Lol....I was thinking the same thing.  

If the AC keeps your ambient temps down and you vent the hot air elsewhere you shld be okay.


----------



## The Hemp Goddess (Jul 12, 2012)

Are you in veg or flowering?


----------



## PartyBro420 (Jul 12, 2012)

My recommendation honestly... an air conditioner is a great idea. if your basement is 81 degrees.... you're hooped for using fans bro, that's gotta mean it's pushing 85-90 outside. none of that air is good for cooling anything, it's just going to make things worse.

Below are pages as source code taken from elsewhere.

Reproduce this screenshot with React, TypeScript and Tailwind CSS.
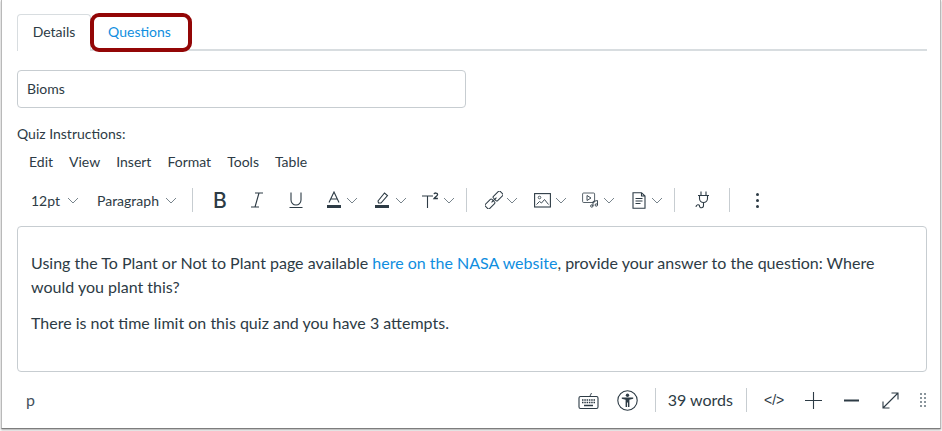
const INK = '#2d3b45'

function Chevron({ className = '' }: { className?: string }) {
  return (
    <svg width="12" height="7" viewBox="0 0 12 7" fill="none" stroke="#56646e" strokeWidth="0.8" className={`shrink-0 ${className}`}>
      <path d="M1 1l5 5 5-5" />
    </svg>
  )
}

function Divider({ className = 'h-6' }: { className?: string }) {
  return <div className={`w-px shrink-0 bg-[#c7cdd1] ${className}`} />
}

function Icon({ w = 20, h = 20, children }: { w?: number; h?: number; children: React.ReactNode }) {
  return (
    <svg width={w} height={h} viewBox={`0 0 ${w} ${h}`} fill="none" stroke={INK} strokeWidth="1.1" className="shrink-0">
      {children}
    </svg>
  )
}

function Toolbar() {
  return (
    <div className="ml-[14px] mt-[17px] flex h-6 items-center text-[14px] text-[#2d3b45]">
      <span className="w-[32px] shrink-0">12pt</span>
      <Chevron className="ml-[4px]" />
      <span className="ml-[18px] w-[62px] shrink-0">Paragraph</span>
      <Chevron className="ml-[6px]" />
      <Divider className="ml-[15px] h-[24px]" />
      {/* bold */}
      <span className="ml-[20px] w-[14px] shrink-0 font-[Inter] text-[21px] leading-none font-medium">B</span>
      {/* italic */}
      <div className="ml-[23px]">
        <Icon w={14} h={18}>
          <path d="M5 2h8M1 16h8M9 2L5 16" />
        </Icon>
      </div>
      {/* underline */}
      <div className="ml-[24px]">
        <Icon w={16} h={18}>
          <path d="M3 1.500v7.500a5 5 0 0010 0V1.500M1.500 16.500h13" />
        </Icon>
      </div>
      {/* text colour */}
      <div className="ml-[22px]">
        <Icon w={16} h={18}>
          <path d="M3 11.500L8 1l5 10.500M4.600 8h6.800" />
          <rect x="1" y="14" width="14" height="3" fill={INK} stroke="none" />
        </Icon>
      </div>
      <Chevron className="ml-[4px]" />
      {/* highlight */}
      <div className="ml-[16px]">
        <Icon w={16} h={18}>
          <path d="M4 10l6.500-8 3 2.500L7 12H4.500z" />
          <rect x="1" y="14" width="14" height="3" fill={INK} stroke="none" />
        </Icon>
      </div>
      <Chevron className="ml-[5px]" />
      {/* superscript */}
      <div className="ml-[14px]">
        <svg width="18" height="18" viewBox="0 0 18 18" className="shrink-0" fill="none" stroke={INK} strokeWidth="1.100">
          <path d="M1 5h11M6.500 5v12" />
          <path d="M13 3.200c.3-1.600 3.600-1.600 3.600.2 0 1.300-2.500 2.500-3.600 4.100h3.900" strokeWidth="1.300" />
        </svg>
      </div>
      <Chevron className="ml-[4px]" />
      <Divider className="ml-[11px] h-[24px]" />
      {/* link */}
      <div className="ml-[18px]">
        <Icon w={18} h={18}>
          <g transform="rotate(-45 9 9)" strokeWidth="1">
            <rect x="-1.500" y="6" width="9.500" height="6" rx="1.200" />
            <rect x="10" y="6" width="9.500" height="6" rx="1.200" />
            <path d="M5.500 9h7" />
          </g>
        </Icon>
      </div>
      <Chevron className="ml-[3px]" />
      {/* image */}
      <div className="ml-[16px]">
        <Icon w={17} h={15}>
          <rect x="0.600" y="0.600" width="15.800" height="13.400" />
          <circle cx="5.500" cy="4.500" r="1.300" strokeWidth="0.800" />
          <path d="M2.500 11.500l3-3 2 1.500 3-3.500 4 5" strokeWidth="0.900" />
        </Icon>
      </div>
      <Chevron className="ml-[4px]" />
      {/* media */}
      <div className="ml-[15px]">
        <Icon w={17} h={16}>
          <rect x="0.600" y="1" width="12" height="9.500" rx="1" strokeWidth="0.800" />
          <path d="M5 3.500v5l4-2.500z" strokeWidth="0.900" />
          <path d="M11 14V9.500l4.500-1V13" strokeWidth="0.900" />
          <circle cx="9.800" cy="14" r="1.200" strokeWidth="0.900" />
          <circle cx="14.300" cy="13" r="1.200" strokeWidth="0.900" />
        </Icon>
      </div>
      <Chevron className="ml-[4px]" />
      {/* document */}
      <div className="ml-[17px]">
        <Icon w={14} h={17}>
          <path d="M1 .7h8.500L13 4v12.300H1zM9.500.7V4H13" />
          <path d="M3.500 6.500h7M3.500 9h7M3.500 11.500h5" />
        </Icon>
      </div>
      <Chevron className="ml-[5px]" />
      <Divider className="ml-[11px] h-[24px]" />
      {/* plug */}
      <div className="ml-[20px]">
        <Icon w={16} h={19}>
          <path d="M6 .500v4M11 .500v4M3 4.500h11M4.500 4.500v3a4 4 0 008 0v-3M8.500 11.500v3c0 3-4 3-4 .5 0-2-3.500-1.500-3.500 1" />
        </Icon>
      </div>
      <Divider className="ml-[18px] h-[24px]" />
      {/* more */}
      <div className="ml-[26px] flex w-[3px] flex-col gap-[3px]">
        <span className="size-[3px] rounded-full bg-[#2d3b45]" />
        <span className="size-[3px] rounded-full bg-[#2d3b45]" />
        <span className="size-[3px] rounded-full bg-[#2d3b45]" />
      </div>
    </div>
  )
}

function StatusBar() {
  return (
    <div className="ml-[8px] mr-[1px] mt-[14px] flex h-[28px] items-center text-[#2d3b45]">
      <span className="ml-[1px] pb-[1px] text-[16px] text-[#44525c]">p</span>
      {/* keyboard */}
      <div className="ml-auto">
        <Icon w={21} h={19}>
          <path d="M12 5l1.500-3" strokeWidth="0.900" />
          <rect x="1" y="5.500" width="19" height="12" rx="1.500" />
          <path d="M4 9h13M4 11.500h13" strokeWidth="1.500" strokeDasharray="1.500 .8" />
          <path d="M6 14.500h9" strokeWidth="1.500" />
        </Icon>
      </div>
      {/* accessibility */}
      <div className="ml-[18px]">
        <svg width="21" height="21" viewBox="0 0 21 21" className="shrink-0">
          <circle cx="10.500" cy="10.500" r="9.700" fill="none" stroke={INK} strokeWidth="1.100" />
          <circle cx="10.500" cy="5.200" r="1.700" fill={INK} />
          <path d="M4.800 7.500h11.400v1.300l-3.800 1V17h-1.400v-4.500h-.9V17H8.600V9.800l-3.800-1z" fill={INK} />
        </svg>
      </div>
      <Divider className="ml-[17px] h-[24px]" />
      <span className="ml-[12px] whitespace-nowrap text-[16px]">39 words</span>
      <Divider className="ml-[13px] h-[24px]" />
      <span className="ml-[17px] w-[21px] shrink-0 whitespace-nowrap font-['Liberation_Sans'] text-[14px] leading-none">&lt;/&gt;</span>
      {/* zoom in */}
      <div className="ml-[20px]">
        <Icon w={17} h={17}>
          <path d="M8.500 0v17M0 8.500h17" />
        </Icon>
      </div>
      {/* zoom out */}
      <div className="ml-[21px]">
        <Icon w={17} h={17}>
          <path d="M1 8.500h15" strokeWidth="2" />
        </Icon>
      </div>
      {/* fullscreen */}
      <div className="ml-[22px]">
        <Icon w={17} h={17}>
          <path d="M1 16L16 1M9.500 1H16v6.500M1 9.500V16h6.500" />
        </Icon>
      </div>
      {/* resize grip */}
      <div className="ml-[21px] grid grid-cols-2 gap-x-[2px] gap-y-[2px]">
        {Array.from({ length: 8 }).map((_, i) => (
          <span key={i} className="size-[2px] bg-[#8a959c]" />
        ))}
      </div>
    </div>
  )
}

export default function App() {
  return (
    <div className="h-[431px] w-[942px] overflow-hidden bg-white font-['Lato','Liberation_Sans',sans-serif]">
      <div className="ml-[1px] h-[429px] w-[940px] border-x border-b border-x-[#b9b9b9] border-b-[#7d7d7d] px-[15px] pt-[14px] shadow-[0_1px_2px_rgba(0,0,0,0.35)]">
        <div className="w-[910px]">
          <div className="flex h-[37px] border-b-2 border-[#d8dde0]">
            <div className="mb-[-2px] flex h-[37px] w-[74px] items-center justify-center rounded-t-[4px] border border-b-0 border-[#d8dde0] bg-white pb-[3px] text-[14px] text-[#2d3b45]">
              Details
            </div>
            <div className="-ml-px -mt-px flex h-[39px] w-[102px] items-center justify-center rounded-[9px] border-[4px] border-[#930606] bg-white pb-[3px] pr-[3px] text-[14px] text-[#0f8ee0]">
              Questions
            </div>
          </div>

          <div className="mt-[19px] flex h-[38px] w-[449px] items-center rounded-[4px] border border-[#c7cdd1] px-[9px] pb-[2px] text-[14px] text-[#2d3b45]">
            Bioms
          </div>

          <div className="mt-[17px] text-[14px] leading-[18px] text-[#2d3b45]">Quiz Instructions:</div>

          <div className="ml-[12px] mt-[8px] flex h-[20px] items-center gap-[16px] text-[14px] text-[#2d3b45]">
            <span>Edit</span>
            <span>View</span>
            <span>Insert</span>
            <span>Format</span>
            <span>Tools</span>
            <span>Table</span>
          </div>

          <Toolbar />

          <div className="mt-[14px] h-[146px] rounded-[4px] border border-[#c7cdd1] px-[13px] pt-[24px] text-[16px] leading-[24px] text-[#2d3b45]">
            <p>
              Using the To Plant or Not to Plant page available{' '}
              <span className="text-[#0f8ee0]">here on the NASA website</span>, provide your answer to the question: Where
              would you plant this?
            </p>
            <p className="mt-[12px]">There is not time limit on this quiz and you have 3 attempts.</p>
          </div>

          <StatusBar />
        </div>
      </div>
    </div>
  )
}
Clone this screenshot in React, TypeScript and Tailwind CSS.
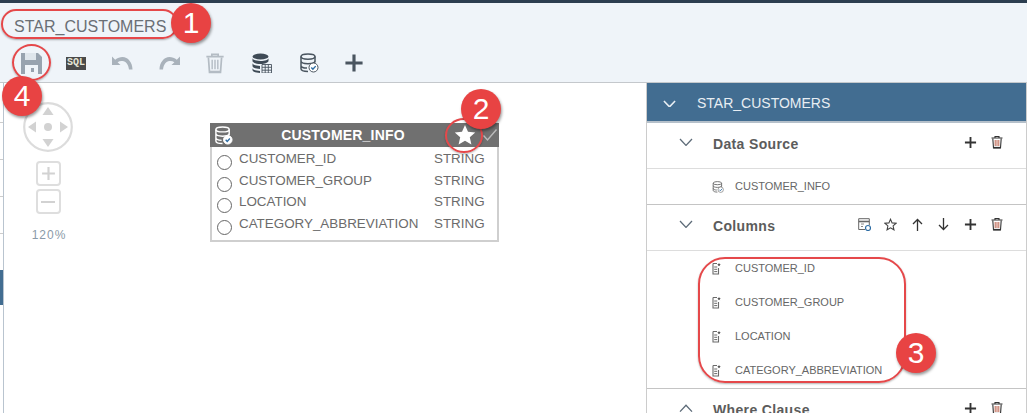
import React from "react";

const Plus = ({ s = 14, c = "#333", w = 2 }: { s?: number; c?: string; w?: number }) => (
  <svg width={s} height={s} viewBox="0 0 14 14"><path d="M7 1v12M1 7h12" stroke={c} strokeWidth={w} fill="none" /></svg>
);
const Trash = ({ s = 14, c = "#333", red = true }: { s?: number; c?: string; red?: boolean }) => (
  <svg width={s} height={s} viewBox="0 0 14 14" fill="none">
    <path d="M1.500 3h11M5 3V1.500h4V3" stroke={c} strokeWidth="1.100" />
    <path d="M2.800 3.500l.7 9.500h7l.7-9.500" stroke={c} strokeWidth="1.100" />
    <path d="M5.200 5v6M7 5v6M8.800 5v6" stroke={red ? "#b5533c" : c} strokeWidth="0.900" />
    <path d="M3.500 12.600h7" stroke={c} strokeWidth="1.400" />
  </svg>
);
const Chevron = ({ up, c = "#5d6b78", w = 1.300, size = 14 }: { up?: boolean; c?: string; w?: number; size?: number }) => (
  <svg width={size} height={size * 0.6} viewBox="0 0 14 8.400" fill="none">
    <path d={up ? "M1 7.600L7 1.200l6 6.400" : "M1 1l6 6.400L13 1"} stroke={c} strokeWidth={w} />
  </svg>
);
const DbCheck = ({ s = 20, c = "#4a5560" }: { s?: number; c?: string }) => (
  <svg width={s} height={s} viewBox="0 0 20 20" fill="none">
    <ellipse cx="9" cy="3.600" rx="7" ry="2.600" stroke={c} strokeWidth="1.500" />
    <path d="M2 3.600v12.200c0 1.500 3 2.700 7 2.700M16 3.600v6M2 8c0 1.500 3 2.700 7 2.700s7-1.200 7-2.700M2 12.400c0 1.500 3 2.600 6 2.700" stroke={c} strokeWidth="1.500" />
    <circle cx="14.500" cy="14.500" r="4.500" fill="#fff" stroke={c} strokeWidth="1" />
    <path d="M12.300 14.500l1.600 1.800 2.800-3.200" stroke="#2e6da4" strokeWidth="1.400" />
  </svg>
);
const ColIcon = () => (
  <svg width="9" height="13" viewBox="0 0 9 13" fill="none">
    <path d="M1 1.500h4M1 1.500v10.500h5.500V6" stroke="#6b6b6b" strokeWidth="1.100" />
    <path d="M2.200 5h3M2.200 7.300h3M2.200 9.600h3" stroke="#6b6b6b" strokeWidth="1" />
    <path d="M7 .8l.5 1.200 1.300.1-1 .8.3 1.300L7 3.500l-1.100.7.300-1.300-1-.8 1.300-.1z" fill="#555" />
  </svg>
);
const UndoIcon = ({ flip }: { flip?: boolean }) => (
  <svg width="21" height="14" viewBox="0 0 21 14" className={flip ? "-scale-x-100" : ""}>
    <path d="M0 .5V9h8.500L5.600 6.200C7 5.200 8.700 4.800 10.500 5c3.600.4 5.800 3.300 6.500 8.500h3.500C20.500 6.500 16 1 10.500 1 8 1 5.400 2 3.200 3.700z" fill="#a9b2bb" />
  </svg>
);
const Badge = ({ n, className }: { n: number; className: string }) => (
  <div className={`absolute w-[40px] h-[40px] rounded-full bg-[#e84343] text-white flex items-center justify-center text-[30px] leading-none shadow-[1px_2px_3px_rgba(0,0,0,0.4)] z-20 ${className}`}>{n}</div>
);
const Ring = ({ className }: { className: string }) => (
  <div className={`absolute border-[2.500px] border-[#e5484a] shadow-[0_1px_2px_rgba(0,0,0,0.3)] z-10 ${className}`} />
);
const ActionIcon = ({ children }: { children: React.ReactNode }) => (
  <div className="w-[26.500px] flex justify-center">{children}</div>
);
const SectionHead = ({ title, up, children }: { title: string; up?: boolean; children: React.ReactNode }) => (
  <div className="h-[45px] flex items-start pt-[13px] pl-[32px] pr-[16px] shrink-0">
    <div className="w-[34px] pt-[2px]"><Chevron up={up} /></div>
    <div className="text-[14px] font-bold text-[#5c5c5c] tracking-[0.35px] leading-[17px] flex-1">{title}</div>
    <div className="flex items-center -mt-[1px]">{children}</div>
  </div>
);
const Item = ({ label, icon }: { label: string; icon: React.ReactNode }) => (
  <div className="flex items-center pl-[65px]">
    <div className="w-[23px] flex">{icon}</div>
    <span className="text-[11px] text-[#666]">{label}</span>
  </div>
);

const cols = [
  ["CUSTOMER_ID", "STRING"],
  ["CUSTOMER_GROUP", "STRING"],
  ["LOCATION", "STRING"],
  ["CATEGORY_ABBREVIATION", "STRING"],
];

export default function App() {
  return (
    <div className="relative w-[1027px] h-[413px] overflow-hidden bg-white flex flex-col font-['Liberation_Sans',Arial,sans-serif]">
      <div className="h-[3px] bg-[#2c3e50] shrink-0" />

      <div className="h-[80px] bg-[#eff4f9] border-b border-[#c4c8cc] shrink-0 flex flex-col pl-[14px]">
        <div className="h-[41px] flex items-center pt-[7px] text-[16px] text-[#6a6f75]">STAR_CUSTOMERS</div>
        <div className="flex items-center h-[38px] -ml-[14px]">
          <div className="w-[62px] flex justify-center">
            <svg width="21" height="21" viewBox="0 0 21 21">
              <path d="M0 0h17l4 4v17H0z" fill="#98a3af" />
              <rect x="4" y="0" width="11" height="7" fill="#dfe6ec" />
              <rect x="4" y="12" width="13" height="9" fill="#eff4f9" />
              <rect x="10" y="15" width="3" height="4" fill="#98a3af" />
            </svg>
          </div>
          <div className="w-[28px] flex justify-center">
            <div className="bg-[#4a4a4a] w-[20px] h-[13px] shrink-0 flex items-center justify-center text-[10px] leading-none font-bold text-[#e6e6d8] font-['Liberation_Mono',monospace]">SQL</div>
          </div>
          <div className="w-[64px] flex justify-center"><UndoIcon /></div>
          <div className="w-[30px] flex justify-center"><UndoIcon flip /></div>
          <div className="w-[62px] flex justify-center"><Trash s={22} c="#b4bcc4" red={false} /></div>
          <div className="w-[32px] flex justify-center">
            <svg width="20" height="20" viewBox="0 0 20 20" fill="none">
              <ellipse cx="8.500" cy="3.500" rx="8" ry="3" fill="#3e4a56" />
              <path d="M.5 5c0 1.800 3.500 3 8 3s8-1.200 8-3v3c0 1.500-3.500 3-8 3s-8-1.500-8-3zM.5 10c0 1.800 3.500 3 7.500 3v3c-4 0-7.500-1.200-7.500-3zM.5 15c0 1.800 3.500 3 7.500 3v2c-4 0-7.500-1.200-7.500-3z" fill="#3e4a56" />
              <path d="M10 11.500h9.500v8.500H10zM10 14.300h9.500M10 17.200h9.500M13.200 11.500V20M16.300 11.500V20" stroke="#4a5560" strokeWidth=".9" />
            </svg>
          </div>
          <div className="w-[62px] flex justify-center"><DbCheck s={20} /></div>
          <div className="w-[28px] flex justify-center"><Plus s={20} c="#4a5560" w={2.200} /></div>
        </div>
      </div>

      <div className="flex-1 flex min-h-0">
        <div className="w-[4px] shrink-0 border-r border-[#b9c4cf] flex flex-col">
          <div className="h-[40px] border-b border-[#ccc] shrink-0" />
          <div className="h-[37px] border-b border-[#ccc] shrink-0" />
          <div className="h-[37px] border-b border-[#ccc] shrink-0" />
          <div className="h-[37px] border-b border-[#ccc] shrink-0" />
          <div className="h-[36px] shrink-0" />
          <div className="h-[35px] bg-[#426d91] shrink-0" />
        </div>

        <div className="relative w-[642px] shrink-0 pl-[19px] pt-[19px]">
          <div className="w-[50px] flex flex-col items-center">
            <svg width="50" height="50" viewBox="0 0 50 50">
              <circle cx="25" cy="25" r="23.800" fill="none" stroke="#dcdcdc" strokeWidth="2.200" />
              <path d="M25 5l5.500 8h-11zM25 45l-5.500-8h11zM5 25l8-5.500v11zM45 25l-8 5.500v-11z" fill="#d2d2d2" />
              <circle cx="25" cy="25" r="4" fill="#d2d2d2" />
            </svg>
            <div className="w-[25px] h-[25px] mt-[9px] rounded-[4px] border-2 border-[#dedede] flex items-center justify-center"><Plus s={15} c="#d2d2d2" /></div>
            <div className="w-[25px] h-[25px] mt-[3px] rounded-[4px] border-2 border-[#dedede] flex items-center justify-center">
              <div className="w-[14px] h-[2px] bg-[#d2d2d2]" />
            </div>
            <div className="mt-[14px] ml-[2px] text-[12px] leading-[14px] tracking-[1px] text-[#8a9aa8]">120%</div>
          </div>

          <div className="absolute left-[206px] top-[40px] w-[289px] h-[119px] border-2 border-[#cfcfcf] border-t-0 flex flex-col">
            <div className="-mx-[2px] h-[24px] bg-[#707070] flex items-center relative text-white shrink-0">
              <div className="w-[30px] pl-[4px] flex"><DbCheck s={19} c="#fff" /></div>
              <div className="absolute left-[71px] w-[124px] text-center text-[14px] font-bold tracking-[0.2px]">CUSTOMER_INFO</div>
              <div className="absolute left-[244px]">
                <svg width="22" height="22" viewBox="0 0 22 22"><path d="M11 1l3 6.800 7.200.7-5.400 4.800 1.600 7.200L11 16.800l-6.400 3.700 1.600-7.200L.8 8.500 8 7.800z" fill="#fff" /></svg>
              </div>
              <div className="absolute left-[272px]">
                <svg width="16" height="14" viewBox="0 0 16 14" fill="none"><path d="M1.500 7.500l4 4.500L14.500 1.500" stroke="#bbb" strokeWidth="1.400" /></svg>
              </div>
            </div>
            <div className="flex flex-col pt-[1px] pl-[5px]">
              {cols.map(([n, t]) => (
                <div key={n} className="h-[21.700px] flex items-start text-[13.400px] leading-[21px] text-[#6b6b6b]">
                  <div className="w-[15px] h-[15px] rounded-full border-[1.500px] border-[#666] mt-[7px] mr-[7px] shrink-0" />
                  <span className="w-[195px] shrink-0">{n}</span>
                  <span>{t}</span>
                </div>
              ))}
            </div>
          </div>
        </div>

        <div className="flex-1 border-l border-[#ccc] border-r flex flex-col min-w-0">
          <div className="h-[40px] bg-[#426d91] border-b-2 border-[#b5c0ca] flex items-center pl-[16px] pt-[3px] shrink-0">
            <div className="w-[34px]"><Chevron c="#e8eef3" w={1.700} size={13} /></div>
            <span className="text-[14px] text-[#e8eef3]">STAR_CUSTOMERS</span>
          </div>
          <div className="border-b border-[#ddd] shrink-0">
            <SectionHead title="Data Source">
              <ActionIcon><Plus s={13} c="#333" /></ActionIcon>
              <ActionIcon><Trash s={14} /></ActionIcon>
            </SectionHead>
          </div>
          <div className="h-[36px] flex items-center border-b border-[#c4c4c4] shrink-0">
            <Item label="CUSTOMER_INFO" icon={<DbCheck s={12} c="#666" />} />
          </div>
          <div className="border-b border-[#ddd] shrink-0">
            <SectionHead title="Columns">
              <ActionIcon>
                <svg width="13" height="13" viewBox="0 0 13 13" fill="none">
                  <path d="M7 11.500H.7V.7h10.600V7" stroke="#666" strokeWidth="1" />
                  <path d="M.7 3.500h10.600" stroke="#666" strokeWidth="1.600" />
                  <path d="M3 6h3M3 8.500h2" stroke="#888" strokeWidth="1" />
                  <circle cx="10" cy="10" r="2.500" stroke="#2e6da4" strokeWidth="1.200" />
                </svg>
              </ActionIcon>
              <ActionIcon>
                <svg width="13" height="13" viewBox="0 0 22 22"><path d="M11 2l2.700 6.300 6.800.6-5.100 4.500 1.500 6.600L11 16.600 5.100 20l1.500-6.600L1.500 8.900l6.800-.6z" fill="none" stroke="#444" strokeWidth="1.800" /></svg>
              </ActionIcon>
              <ActionIcon>
                <svg width="11" height="13" viewBox="0 0 11 13" fill="none"><path d="M5.500 13V1.500M1 6l4.500-4.500L10 6" stroke="#333" strokeWidth="1.300" /></svg>
              </ActionIcon>
              <ActionIcon>
                <svg width="11" height="13" viewBox="0 0 11 13" fill="none"><path d="M5.500 0v11.500M1 7l4.500 4.500L10 7" stroke="#333" strokeWidth="1.300" /></svg>
              </ActionIcon>
              <ActionIcon><Plus s={13} c="#333" /></ActionIcon>
              <ActionIcon><Trash s={14} /></ActionIcon>
            </SectionHead>
          </div>
          <div className="h-[138px] border-b border-[#c4c4c4] flex flex-col shrink-0">
            {cols.map(([n]) => (
              <div key={n} className="h-[34px] flex items-center"><Item label={n} icon={<ColIcon />} /></div>
            ))}
          </div>
          <SectionHead title="Where Clause" up>
            <ActionIcon><Plus s={13} c="#333" /></ActionIcon>
            <ActionIcon><Trash s={14} /></ActionIcon>
          </SectionHead>
        </div>
      </div>

      <Ring className="left-[1px] top-[9px] w-[177px] h-[30px] rounded-full" />
      <Badge n={1} className="left-[171px] top-[3px]" />
      <Ring className="left-[12px] top-[44px] w-[39px] h-[37px] rounded-[50%]" />
      <Badge n={4} className="left-[2px] top-[76px]" />
      <Ring className="left-[445px] top-[118px] w-[38px] h-[35px] rounded-[50%]" />
      <Badge n={2} className="left-[461px] top-[89px]" />
      <Ring className="left-[698px] top-[257px] w-[208px] h-[126px] rounded-[27px]" />
      <Badge n={3} className="left-[896px] top-[333px]" />
    </div>
  );
}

Hook the exhaust portion of the air conditioner to your exhaust hole and set the a/c to leave the room at 72ish it'll battle the heat constantly keeping it in the mid 70's but it's gonna cost you. Such is the price if growing in hot places


----------



## Dan K. Liberty (Jul 12, 2012)

I think I'm pretty much with Bro . . . not exactly sure whether the a/c should run straight into the tent, doesn't sound right unless you time the a/c to go off with the lights? . . . seems like constantly cooling the ambient temp in the room and pulling floor-level fresh into the tent might level temps out better? . . . 

You could also consider knocking a passive vent that draws air from upstairs where your main a/c is already cooling, run a duct down to the basement floor and draw from that . . . I dunno, my optimum is 76-78f, so if you're at 100 - you gotta long way to go and you gotta hurry . . .

Something is just not right with this picture . . . with 2 8" fans you should be nowhere near that hot.  Double check that you have the airflow direction correct for each one - blowing air into the tent from the bottom and sucking it out the top.  If they're the exact same type and cfm, you should have neutral pressure inside. It's a big tent . . . if they _are_ set right, you might hafta change it and put them both pulling exhaust out the top . . . 

Also be careful if you're plugging the a/c unit to the same circuit as the lights, as you could get amp heavy.  I would try and plug it on a different circuit if at all possible . . . . especially since it will be thermostatically turning on/off during the lights on cycle.


jm2c :48:


----------



## Buddamonk (Jul 13, 2012)

Yeah, I was just as shocked when I learned my temp down there was 81....sheeszh. But the ac worked with keeping the temp steady between 76/78 while the light was on, and 82-83 when the lights go out.
I am currently in veg in the tent, but also in veg in another part of the house. It blows during summer time here on the east coast...Definitely a pricey hobby, but if your gonna do it at all.....mind as well do it right.
I have an inline duct fan vented to this old school vent shaft in the back of my home vented into the top of the tent, and the ac hose shooting up through there blowing the hot air outside. Then I have one of the 8" fans hooked into the bottom pushing the 81 degree air into the tent with the ac cooling the air down then blowing it out through the inline ducting to outside....should I hook the other 8" fan to the top of the tent and exhaust a carbon scrubber to that letting that vent into the area outside my tent? Lucky I have another flower room, so I can get my tent "perfect" before my girls go in there.....I promise pics today guys. Thanks for any and all help.
I'll be back in a ill


Budda


----------